This summer, U SPORTS tells the stories of former Canadian university student-athletes who continue to find success both in the sports world and in their professional careers.
For 24-year-old Ryan Sclater, a former volleyball player at Trinity Western University (TWU), life has been full of accomplishments on and off the court. The 2017 BLG nominee and U SPORTS Player of the Year’s most recent volleyball accomplishment and dream came true this summer when he was chosen to play for Team Canada’s men’s volleyball A quad. After being cut from the B team in 2016 and playing on the B team in 2017, he was able to step up when the opportunity presented itself.
“We had a couple of knee injuries in my position, so I kind of was thrown into a spot on the A team a bit quicker than I really expected. So, I would say this summer has exceeded my expectations already,” says Sclater. “I’ve gotten on the court and I’ve played pretty well. I even started one game when we were in Argentina, which was a great experience.”
Though before the Port Coquitlam, B.C., native got the chance to represent Canada on a national level this summer, he completed his first season with SVG Lüneburg of the Bundesliga, the top German league. Following in the footsteps of former TWU teammates Nick Del Bianco and Tyler Koslowsky and with the help of TWU coach Ben Josephson, Sclater signed with an agent and landed a contract with SVG Lüneburg.
“It was a pretty great place to start off my pro career, because of my teammates who played there,” says Sclater. “When I got to talking with the coach over there, it sounded like the perfect place to get started just because it was a really good kind of community there. The fans are great and it was good competition, but also at a level where I could have some success as well.”

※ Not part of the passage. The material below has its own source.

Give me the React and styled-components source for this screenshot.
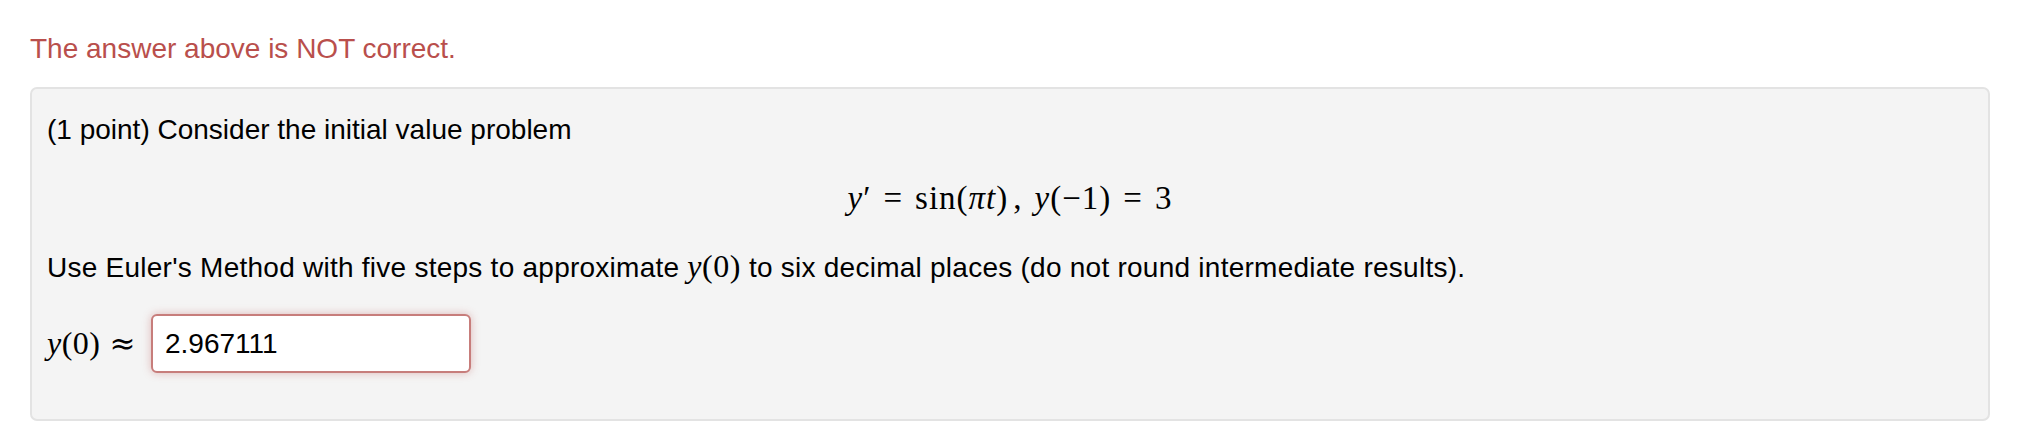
import React from "react";
import styled, { createGlobalStyle } from "styled-components";

const GlobalStyle = createGlobalStyle`
  html, body {
    margin: 0;
    padding: 0;
    background: #ffffff;
  }
  body {
    font-family: "Liberation Sans", Arial, Helvetica, sans-serif;
    color: #000;
  }
`;

const Page = styled.div`
  width: 2024px;
  padding: 29px 34px 0 30px;
  box-sizing: border-box;
`;

const Message = styled.div`
  color: #b94f4c;
  font-size: 28px;
  line-height: 40px;
  height: 40px;
  margin-bottom: 18px;
`;

const ProblemBox = styled.div`
  background: #f4f4f4;
  border: 2px solid #e3e3e3;
  border-radius: 7px;
  padding: 21px 15px 45px 15px;
  display: flex;
  flex-direction: column;
  gap: 28px;
  height: 334px;
  box-sizing: border-box;
`;

const Line = styled.div`
  font-size: 28px;
  line-height: 40px;
  height: 40px;
  white-space: nowrap;
  letter-spacing: ${(p) => p.tracking || 0}px;
  text-align: ${(p) => (p.center ? "center" : "left")};
`;

const Math = styled.span`
  font-family: "Liberation Serif", "Times New Roman", serif;
  font-size: ${(p) => p.size || 32}px;
  letter-spacing: ${(p) => p.tracking || 0.5}px;
`;

const Var = styled.i`
  font-style: italic;
  font-family: "Liberation Serif", "Times New Roman", serif;
`;

const Op = styled.span`
  margin: 0 ${(p) => p.right ?? p.space ?? 12}px 0 ${(p) => p.space ?? 12}px;
`;

const Approx = styled.span`
  font-family: "DejaVu Serif", "Liberation Serif", serif;
  font-size: 31px;
  margin-left: 9px;
`;

const AnswerRow = styled.div`
  display: flex;
  align-items: center;
  height: 59px;
`;

const Label = styled(Math)`
  margin-right: 15px;
`;

const AnswerInput = styled.input`
  width: 320px;
  height: 59px;
  box-sizing: border-box;
  border: 2px solid #c77d7b;
  border-radius: 6px;
  background: #fff;
  padding: 0 12px;
  font-family: "Liberation Sans", Arial, Helvetica, sans-serif;
  font-size: 28px;
  color: #000;
  box-shadow: 0 0 9px rgba(185, 74, 72, 0.35);
  outline: none;
`;

export default function App() {
  return (
    <>
      <GlobalStyle />
      <Page>
        <Message>The answer above is NOT correct.</Message>
        <ProblemBox>
          <Line>(1 point) Consider the initial value problem</Line>
          <Line center>
            <Math size={33} tracking={1}>
              <Var>y</Var>′<Op>=</Op>sin(<Var>πt</Var>)<Op space={5} right={12}>,</Op>
              <Var>y</Var>(−1)<Op>=</Op>3
            </Math>
          </Line>
          <Line tracking={0.25}>
            Use Euler's Method with five steps to approximate{" "}
            <Math>
              <Var>y</Var>(0)
            </Math>{" "}
            to six decimal places (do not round intermediate results).
          </Line>
          <AnswerRow>
            <Label>
              <Var>y</Var>(0)
              <Approx>≈</Approx>
            </Label>
            <AnswerInput readOnly value="2.967111" />
          </AnswerRow>
        </ProblemBox>
      </Page>
    </>
  );
}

But Sclater, unlike a lot of young athletes, was not just making such a life-changing decision for himself - he had his wife Amy to keep in mind as well.
“Sometimes people can get the idea that I'm going there to play volleyball and I'm just dragging my wife along with me, but some things are a decision that you fully make together. We both went (to Germany) to do this.”
For the young couple who started dating in the twelfth grade and were married in 2015, a future together was something they both knew they wanted from early on.
“Our relationship at that early age was looking forward to and really planning our lives together which is a lot more serious than a lot of couples, even if they have been in a relationship for a longer period of time,” says Sclater.
That seriousness is part of what makes Sclater such a good athlete and what makes Josephson, who has coached him since he was in the eleventh grade, call him “a dream to coach.”
“Ryan's an amazing blend of intelligence and athleticism. He was a five-time Academic All-Canadian who graduated with just under a 4.0 GPA. He's a super well-read and a very deep thinking academic person on the one hand,” says Josephson. “On the other hand, he's been one of the most athletic athletes we've ever had come through and we've seen our share of great athletes at this program.”
Josephson has been a key component in helping mold athletes like Sclater to prepare them for the world of professional sports. He credits running his program with the professionalism of a pro team, as one of the reasons they have as many U SPORTS titles, professional players and award winners as they do.
Although these accomplishments may not be as prominent outside Canada, Sclater sees the reputation of U SPORTS talent being recognized more every day.
“The reputation of our league (U SPORTS) is starting to come around a little bit where clubs are giving more credit to the success we would have in U SPORTS and recognize that successful athletes in our league can come over to Europe and do well too,” says Sclater.
This is seen with SVG Lüneburg’ recent signing of his fellow TWU graduate and teammate Adam Schriemer, who like Sclater was named U SPORTS Player of the Year this season.
The accolade is an accomplishment not many receive, and can often come with pressure to maintain a certain standard, but luckily for Sclater, he does not feel this pressure simply because he does not make it define who he is.
“For me, I don't necessarily stake my whole identity on being a volleyball player,” says Sclater who roots his identity in his faith, Christianity. “Secondly, volleyball is fun, so I just try to keep having fun with the sport. If I'm going to be over there playing and also making money, it should really be nothing but fun.”
When not having fun on the court, Sclater and his wife spent their time exploring the old city.
“The city is amazing. Just the pace of life there, in general, was really nice,” says Sclater, comparing it to the fast-paced culture of North America. “The people are very relaxed and they are not rushing.”
Soon, Germany will mean even more to the couple because it will be the home of one of their biggest accomplishments yet. Sclater and his wife Amy will be expecting the arrival of “Baby Sclater” in Germany in January of 2019.
Although he jokes that he hoped to have a son early enough so they could play on the same team one day, the little moments like reading a book to his child before falling asleep, and just having quiet time with his new little family will be more than enough.